THAT IS a Delphi DP200 pump.. as revealed by the name tag by the dam weep hole..
The weep hole is a "tell-tale" or tattle-tale" hole.. it lets u know the front seals are leaking & about to rupture fuel into the oil pan..

The fuel tank is pressurizing because the diaphragm is ruptured on the boost control on the pump.. Theres NOTHING wrong w/ the caps.. its the pump.

The filter behind the inj. pump IS the electric supply pump. 

THAT PUMP & engine MUST BE TIMED using special timing pins from the manuf.{PERKINS} Its timed thru the front.. u BETTER get a service manual.. if u screw up the timing taking the pump off, you'll never get it to run right..
The pump HAS TO come off to make the repairs..
The timing & pump removal IS NOT for the beginner.. unless u have a BOOK & special tools..
Maybe u could get 1 of the mechanics from N. Holland to come over & take it off, after hours??
NH is gonna rape u bad if u take it there.. you'll save THOUSANDS of $ if u buy a book & the special timing pin.. Book is prob less than 100.00, the pin is about 30.00, we can discuss MY rebuild.. but I will tell u & the open forum.. it'll save you about 1000.00..
Get the #'s off the first line of the name plate.. THATS your pump #.. & do a search..


----------



## Cowherdboy (Dec 2, 2018)

Ok I know a guy that used to be a salesman at our local tractor dealer they are a Kubota dealer but worked on all brands He is now a full time preacher and mechanics on tractors on the side I will talk to him and see what he says I will also get the manual and the timing pin I am not a beginner I have worked on farm equipment and my own trucks for 25 plus years but I am no expert ether so I will get him to help me What is your number Pumpguy if you don't want to put yours mine is 601-916-2018 Cody Brown text or call whenever is good for you and we can discuss the particulars Thank you again 
P.S. I will get the pump number for you also


----------



## thepumpguysc (Jan 25, 2015)

Ok kool.. its hard to tell someone HOW TO do it if they aren't familiar w/ wrenches..
Put the machine somewhere, where it can sit for a week or so because it cant be moved once the pump is off.. VERY IMPORTANT..
The front plate, infront of the inj. pump has to be removed.. THAT MEANS all the "stuff" in the way has to be removed or moved.. Once the plate is removed you'll see the pump drive gear.. it has bolts in it connecting the pump to the gear..
There is an EXTRA HOLE on the gear for the timing pin.. The gear/hole needs to be at 6:00 inorder to insert the timing pin.. I forget the size of the pin but the back side of a drill bit can be substituted.. 3/8 or 7/16.?? It has to fit snugly in the hole..no slop.
Once u get the engine/pump timed thru the FRONT..
Go back to the inj. pump side & use that lock timing screw by the weep hole & LOCK the pump drive shaft.. Loosen the bolt, slide the bracket to allow the bolt to be tightened against the pump drive shaft..
THEN go back to the radiator side & remove the bolts in the front..
DO NOT move the engine or the machine while the pump is off..
Now u can get all the other "stuff" off the pump & the hold down screws holding the pump to the engine block. 
Good luck


----------



## Cowherdboy (Dec 2, 2018)

Ok sounds like some thing I could do Fingers crossed Lol I think I will get the service manual and the timing pin I don't mind spending the money to make sure I do it right Also I was talking with the mechanic guy I was telling you about and he said there might be some tamper proof bolts that have to come off I wasn't to excited about that He also said I should get the injectors rebuilt cause if the pump starts putting out the right PSI can blow a seal on them?
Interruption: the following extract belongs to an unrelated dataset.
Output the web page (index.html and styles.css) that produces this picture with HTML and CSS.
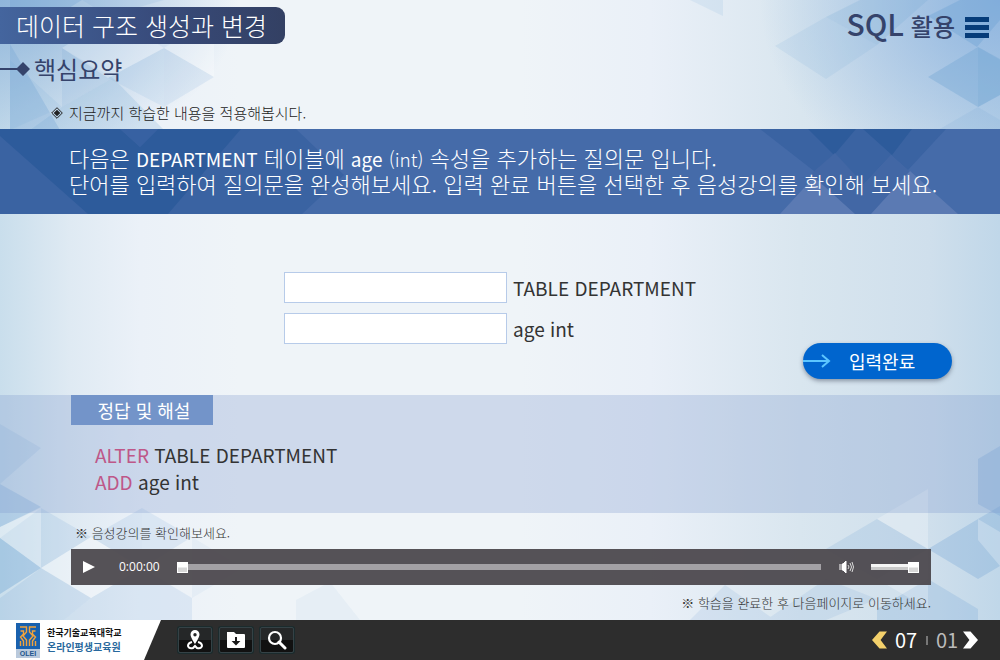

It has about 3500 hours on it I am not sure if its not putting out the right pressure The tractor seems to run fine just leaking Also pumpguy are you interested in rebuilding my pump if so get in touch if not I call get it done locally And there is no rush I probably won't take it apart for 2-4 weeks Thank you


----------



## thepumpguysc (Jan 25, 2015)

If U HAD the engine running already?? that means the injectors aren't stuck..
Its ALWAYS BEST to do both the pump & injectors if the pump has to come off..
& we already know, it does have to come off..
Find out what the local pump shop is gonna charge for a DP200 overhaul w/ leaking frt seals & a blown diaphragm..
Those parts ARE NOT CHEAP.!!!!
& let me know.. I can "probably" beat'm by a few hundred..
Have the pump #'s handy when u call, so they can do a quicky estimate..
Different pumps have diff. part #'s..


----------



## Cowherdboy (Dec 2, 2018)

Ok I will do that and let you know


----------



## Sappleman (Apr 18, 2020)

I also have a 2002 7610S that I just purchased at auction, runs great lots of power no leaks by the weep hole but there is pressure in the tank causing fuel cap to leak when driving, would that be caused by a bad boost control that is on top of the pump? or the electric pump?
If it is the boost control do you need to remove the injector pump to replace or repair that?
will it hurt anything to operate like this if I just loosen the cap every ten minutes or so to relieve the pressure?


----------



## thepumpguysc (Jan 25, 2015)

Its just the boost diaphragm.. BUT that tiny thing is EXPENSIVE..
& u might need a tamper proof bit to get to it..
U DEF. NEED a hand impact & hammer to loosen it..
Whats the pump #.. I might have 1.. or take a pic of the diaphragm when u get it out..
IF your going to go to the local shop to buy 1.. U HAVE TO HAVE the pump #..
I see this is your 1st post so you prob cant post pictures or send it in a prvt msg..
U might be able to "LOOK AT" my contact info if u click on my screen name on the left side of the page.?? & send any pics to my home email..


----------



## thepumpguysc (Jan 25, 2015)

The problem w running it the way it is is, your not getting full power outta the machine.. all the fuel/air that operates the diaphragm is going back to the tank..
I have seen people do that, just loosen the cap & run'r.. & I have seen it so bad that it pushes the fuel out of the tank..


----------



## Sappleman (Apr 18, 2020)

It does have tamper proof screws, would you happen to know the size?


----------